Up until Labor Day last year, gold was enjoying an excellent year, rising by comfortably over 30 percent in price in eight months. This strong advance reflected the turmoil in Europe, the U.S. debt rating downgrade, excessive money creation worldwide, and widespread economic and financial deterioration generally. Ergo, gold was acting exactly as it should in these circumstances.

 

However, this also represented the worst nightmare for the powers that be, essentially revealing to the public that all was not well.

Thus, in response, the Western world governments, their central banks, and their bullion bank allies sprung into action. Gold plummeted nearly $300 in a month and silver dropped by a third despite not an iota of visible improvement in the world economic and financial backdrop. It was just the same tired old criminal drill that we have seen throughout the more than decade long powerful bull market in gold and silver. These muggings took place primarily in the paper markets of the LBMA and the COMEX while the regulators, most particularly the Commodity Futures Trading Commission here in the U.S., blissfully slept on.

Then, after gold subsequently re-established its equilibrium above $1,700 and silver bounced back into the mid 30s, both collapsed again in the wake of a totally failed European summit in early December. In the absence of any palatable solutions to their many intractable problems, the Europeans undoubtedly knew the scope of the quantitative easing they were going to have to unleash to hold things together. Thus, they and their American counterparts deemed it essential that gold and silver not be seen as an attractive and essential alternative to their beloved pure fiat currency system, which was failing rapidly in plain view. Gold dropped well over $200 and silver fell by 20 percent in a three-week period, with much of the damage occurring in the traditionally very quiet week between Christmas and New Year's Day.

Desperate people tend to do very stupid things and I can assure you that the powers that be are getting increasingly desperate.

Despite these offensive raids, gold still posted an 11-percent year-over-year price gain in 2011, marking the 11th consecutive year the price had been up, a feat the venerable investment letter writer Richard Russell termed unprecedented in any significant asset class.

However, in spite of this exemplary performance over the past decade the vast proportion of society remains blithely unaware of what is unfolding in the gold and silver markets. This stems from many sources, the first being the relentlessly negative press from the mainstream media on the subject. How many times does the public have to be subjected to the views of the likes of Jon Nadler of Kitco and Jeff Christian of CPM Group, to name but two? They are not true analysts but purely and simply establishment propagandists whose sole purpose, in my opinion, is to provide disinformation to keep the unsuspecting public away from precious metals.

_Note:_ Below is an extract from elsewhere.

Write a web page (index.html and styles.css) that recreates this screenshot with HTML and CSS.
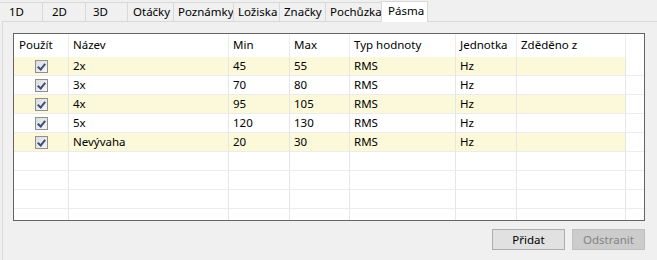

Then the anti-gold cartel, with its insidious paper raids, creates wild volatility and totally counterintuitive price action that further discourages all but the most knowledgeable and committed believers in the only real money, gold and silver.

In reality, to date, the public hasn't had a chance. Whenever they have stuck their toe in the water, almost without exception they have been burned as yet another raid knocked them out of the box. When that happens often enough, most people just give up and go away and that is exactly what has occurred.